◆ **Required work**:
Nothing after the line with "const KNOB = 30" belongs in the copy; extract the lines below from the top through that line, pictures left out.
══════════
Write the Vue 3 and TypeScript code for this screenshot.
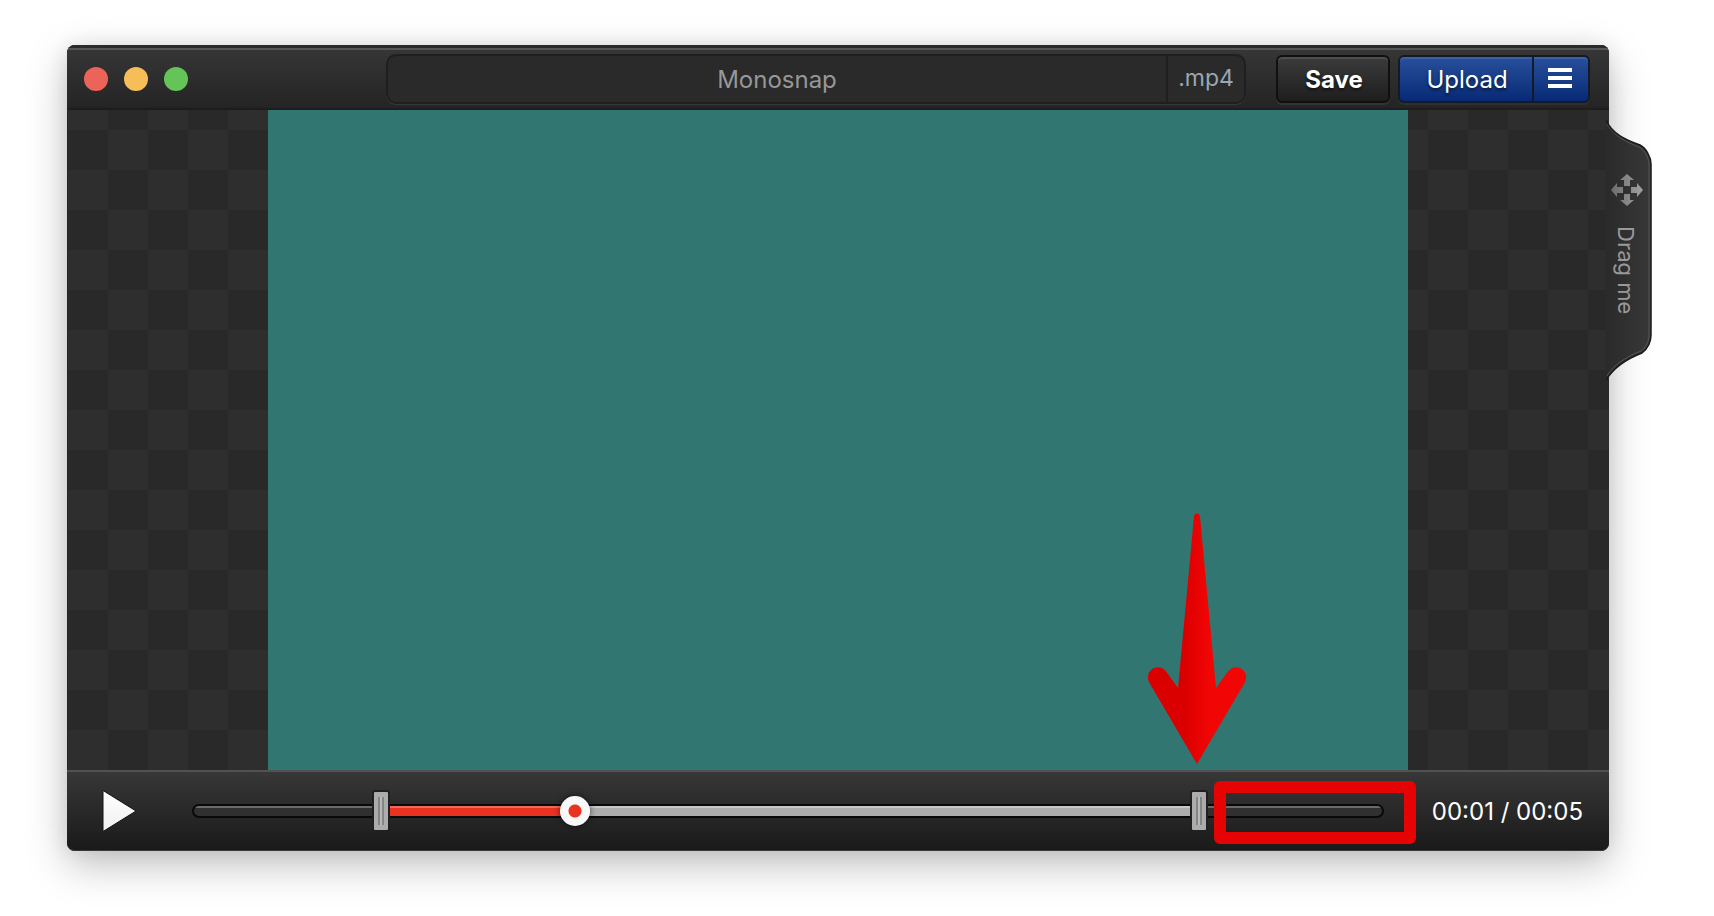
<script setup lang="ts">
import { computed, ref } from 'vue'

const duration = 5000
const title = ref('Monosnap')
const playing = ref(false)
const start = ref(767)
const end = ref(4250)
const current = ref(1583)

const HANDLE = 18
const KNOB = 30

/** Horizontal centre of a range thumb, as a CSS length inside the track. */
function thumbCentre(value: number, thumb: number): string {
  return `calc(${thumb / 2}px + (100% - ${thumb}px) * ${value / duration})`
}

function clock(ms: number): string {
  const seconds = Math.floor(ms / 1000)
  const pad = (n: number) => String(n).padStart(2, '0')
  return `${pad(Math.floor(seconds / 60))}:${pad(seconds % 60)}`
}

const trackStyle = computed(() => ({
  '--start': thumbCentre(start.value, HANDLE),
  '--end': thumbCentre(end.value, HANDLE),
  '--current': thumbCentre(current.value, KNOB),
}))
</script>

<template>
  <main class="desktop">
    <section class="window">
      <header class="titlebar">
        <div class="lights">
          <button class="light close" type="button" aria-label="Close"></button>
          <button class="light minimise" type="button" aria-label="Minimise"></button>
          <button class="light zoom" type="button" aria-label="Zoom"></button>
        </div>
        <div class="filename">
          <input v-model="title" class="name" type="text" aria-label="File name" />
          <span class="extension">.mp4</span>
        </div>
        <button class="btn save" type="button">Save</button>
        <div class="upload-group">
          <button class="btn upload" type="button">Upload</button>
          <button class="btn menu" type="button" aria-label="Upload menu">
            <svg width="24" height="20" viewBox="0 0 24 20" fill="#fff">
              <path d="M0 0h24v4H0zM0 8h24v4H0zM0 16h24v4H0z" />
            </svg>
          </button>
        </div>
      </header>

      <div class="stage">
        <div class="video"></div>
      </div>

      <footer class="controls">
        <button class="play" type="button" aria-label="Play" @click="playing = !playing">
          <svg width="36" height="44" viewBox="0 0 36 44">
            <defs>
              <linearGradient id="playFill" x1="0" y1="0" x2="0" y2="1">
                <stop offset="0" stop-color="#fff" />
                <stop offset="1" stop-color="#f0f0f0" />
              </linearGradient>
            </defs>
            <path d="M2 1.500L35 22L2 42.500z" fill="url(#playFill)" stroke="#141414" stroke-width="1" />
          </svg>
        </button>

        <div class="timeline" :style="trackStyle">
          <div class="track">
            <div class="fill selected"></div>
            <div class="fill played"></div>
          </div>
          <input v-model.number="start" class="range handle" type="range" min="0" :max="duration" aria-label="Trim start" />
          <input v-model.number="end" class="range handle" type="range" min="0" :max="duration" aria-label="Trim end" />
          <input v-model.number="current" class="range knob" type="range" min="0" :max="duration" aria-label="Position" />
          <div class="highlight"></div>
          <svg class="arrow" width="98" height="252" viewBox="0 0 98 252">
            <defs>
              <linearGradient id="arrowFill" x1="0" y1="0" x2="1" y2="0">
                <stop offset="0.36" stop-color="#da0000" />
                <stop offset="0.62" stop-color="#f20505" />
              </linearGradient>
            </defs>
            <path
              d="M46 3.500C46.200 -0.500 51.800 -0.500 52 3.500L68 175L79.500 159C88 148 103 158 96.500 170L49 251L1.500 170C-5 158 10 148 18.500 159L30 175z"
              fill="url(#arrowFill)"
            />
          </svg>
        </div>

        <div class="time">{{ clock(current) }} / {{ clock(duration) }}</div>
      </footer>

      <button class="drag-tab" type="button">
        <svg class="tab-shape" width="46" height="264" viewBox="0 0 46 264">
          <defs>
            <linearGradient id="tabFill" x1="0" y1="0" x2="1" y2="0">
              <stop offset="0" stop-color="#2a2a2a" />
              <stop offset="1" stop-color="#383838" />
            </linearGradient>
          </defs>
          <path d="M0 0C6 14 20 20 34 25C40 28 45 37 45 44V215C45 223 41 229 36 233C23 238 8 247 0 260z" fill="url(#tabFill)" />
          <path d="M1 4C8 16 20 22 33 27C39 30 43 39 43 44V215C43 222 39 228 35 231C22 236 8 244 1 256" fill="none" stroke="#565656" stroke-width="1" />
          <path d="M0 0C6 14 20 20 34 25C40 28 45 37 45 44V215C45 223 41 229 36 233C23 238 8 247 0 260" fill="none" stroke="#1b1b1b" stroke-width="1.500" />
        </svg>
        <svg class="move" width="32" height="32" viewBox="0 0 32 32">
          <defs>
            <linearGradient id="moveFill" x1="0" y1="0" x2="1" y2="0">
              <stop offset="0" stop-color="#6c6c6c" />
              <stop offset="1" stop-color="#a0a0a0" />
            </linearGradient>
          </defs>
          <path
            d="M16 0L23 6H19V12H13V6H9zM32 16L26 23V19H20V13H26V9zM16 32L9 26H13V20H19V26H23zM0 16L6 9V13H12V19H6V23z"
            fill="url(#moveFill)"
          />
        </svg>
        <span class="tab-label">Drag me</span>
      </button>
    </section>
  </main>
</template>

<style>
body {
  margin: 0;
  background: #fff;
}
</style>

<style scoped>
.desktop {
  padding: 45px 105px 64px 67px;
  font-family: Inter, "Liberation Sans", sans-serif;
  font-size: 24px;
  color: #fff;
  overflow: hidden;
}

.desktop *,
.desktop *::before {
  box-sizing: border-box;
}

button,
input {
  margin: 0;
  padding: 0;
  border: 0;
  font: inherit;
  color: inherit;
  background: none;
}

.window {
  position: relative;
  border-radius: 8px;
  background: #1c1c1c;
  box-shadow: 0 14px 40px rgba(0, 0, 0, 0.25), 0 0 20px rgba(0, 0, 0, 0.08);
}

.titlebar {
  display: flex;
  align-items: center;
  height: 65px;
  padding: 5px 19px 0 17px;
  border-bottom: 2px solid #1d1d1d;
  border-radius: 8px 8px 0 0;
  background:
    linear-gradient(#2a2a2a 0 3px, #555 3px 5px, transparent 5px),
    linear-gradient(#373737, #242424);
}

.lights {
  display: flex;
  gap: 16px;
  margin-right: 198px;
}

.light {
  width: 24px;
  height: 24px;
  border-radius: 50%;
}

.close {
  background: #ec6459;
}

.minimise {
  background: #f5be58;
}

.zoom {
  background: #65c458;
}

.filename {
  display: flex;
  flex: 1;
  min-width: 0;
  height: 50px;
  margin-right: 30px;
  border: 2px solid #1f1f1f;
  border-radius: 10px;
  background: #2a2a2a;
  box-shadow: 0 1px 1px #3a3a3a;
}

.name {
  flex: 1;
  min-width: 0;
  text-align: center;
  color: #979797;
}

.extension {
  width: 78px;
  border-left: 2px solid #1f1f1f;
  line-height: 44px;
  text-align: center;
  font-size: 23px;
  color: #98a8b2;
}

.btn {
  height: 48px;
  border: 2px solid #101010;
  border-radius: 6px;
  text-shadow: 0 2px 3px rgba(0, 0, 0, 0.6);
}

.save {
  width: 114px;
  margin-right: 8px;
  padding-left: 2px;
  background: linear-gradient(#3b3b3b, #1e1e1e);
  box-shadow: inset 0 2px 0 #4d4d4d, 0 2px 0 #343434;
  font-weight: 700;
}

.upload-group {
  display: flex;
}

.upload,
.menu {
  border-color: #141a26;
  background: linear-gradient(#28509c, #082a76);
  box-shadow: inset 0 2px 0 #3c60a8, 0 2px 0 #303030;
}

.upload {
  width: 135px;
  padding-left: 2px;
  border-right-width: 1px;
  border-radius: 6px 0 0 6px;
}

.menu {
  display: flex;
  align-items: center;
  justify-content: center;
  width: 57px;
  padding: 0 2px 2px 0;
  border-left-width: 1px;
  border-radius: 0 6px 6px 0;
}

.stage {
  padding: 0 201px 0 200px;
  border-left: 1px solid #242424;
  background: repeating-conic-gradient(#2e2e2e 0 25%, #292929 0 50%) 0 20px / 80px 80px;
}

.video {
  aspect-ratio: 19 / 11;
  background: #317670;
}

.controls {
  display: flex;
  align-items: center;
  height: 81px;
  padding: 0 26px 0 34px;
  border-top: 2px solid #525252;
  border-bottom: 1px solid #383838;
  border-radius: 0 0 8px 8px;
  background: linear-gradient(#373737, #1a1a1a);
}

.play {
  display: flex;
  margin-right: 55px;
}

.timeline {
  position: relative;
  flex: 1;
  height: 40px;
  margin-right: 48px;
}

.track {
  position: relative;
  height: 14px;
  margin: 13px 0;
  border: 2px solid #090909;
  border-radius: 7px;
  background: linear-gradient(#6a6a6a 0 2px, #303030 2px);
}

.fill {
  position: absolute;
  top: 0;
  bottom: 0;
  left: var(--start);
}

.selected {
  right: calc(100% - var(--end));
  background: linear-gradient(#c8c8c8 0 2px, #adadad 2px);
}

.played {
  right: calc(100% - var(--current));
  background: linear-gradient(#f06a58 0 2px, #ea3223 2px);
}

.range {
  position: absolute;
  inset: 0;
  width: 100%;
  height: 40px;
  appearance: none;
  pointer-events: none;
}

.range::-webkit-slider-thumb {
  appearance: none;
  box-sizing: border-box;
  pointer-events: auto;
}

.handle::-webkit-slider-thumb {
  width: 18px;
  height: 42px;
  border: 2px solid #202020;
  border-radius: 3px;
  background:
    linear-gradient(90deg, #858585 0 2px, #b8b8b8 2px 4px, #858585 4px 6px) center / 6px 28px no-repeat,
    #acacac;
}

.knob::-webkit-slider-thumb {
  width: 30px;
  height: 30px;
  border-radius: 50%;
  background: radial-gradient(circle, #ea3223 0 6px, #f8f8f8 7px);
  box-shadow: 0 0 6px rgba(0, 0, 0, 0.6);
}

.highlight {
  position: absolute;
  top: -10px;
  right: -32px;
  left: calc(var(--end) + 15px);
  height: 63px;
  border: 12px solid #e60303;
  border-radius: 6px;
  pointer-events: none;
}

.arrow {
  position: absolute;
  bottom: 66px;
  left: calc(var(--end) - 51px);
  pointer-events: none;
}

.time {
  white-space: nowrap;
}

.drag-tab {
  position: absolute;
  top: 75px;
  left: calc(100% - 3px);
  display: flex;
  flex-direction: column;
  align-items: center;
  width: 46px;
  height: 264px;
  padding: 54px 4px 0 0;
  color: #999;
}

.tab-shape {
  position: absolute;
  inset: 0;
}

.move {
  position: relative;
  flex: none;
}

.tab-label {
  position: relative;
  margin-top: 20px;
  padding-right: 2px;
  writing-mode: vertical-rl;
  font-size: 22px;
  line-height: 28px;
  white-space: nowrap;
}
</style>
══════════
◆ **Task solution**:
Write the Vue 3 and TypeScript code for this screenshot.
<script setup lang="ts">
import { computed, ref } from 'vue'

const duration = 5000
const title = ref('Monosnap')
const playing = ref(false)
const start = ref(767)
const end = ref(4250)
const current = ref(1583)

const HANDLE = 18
const KNOB = 30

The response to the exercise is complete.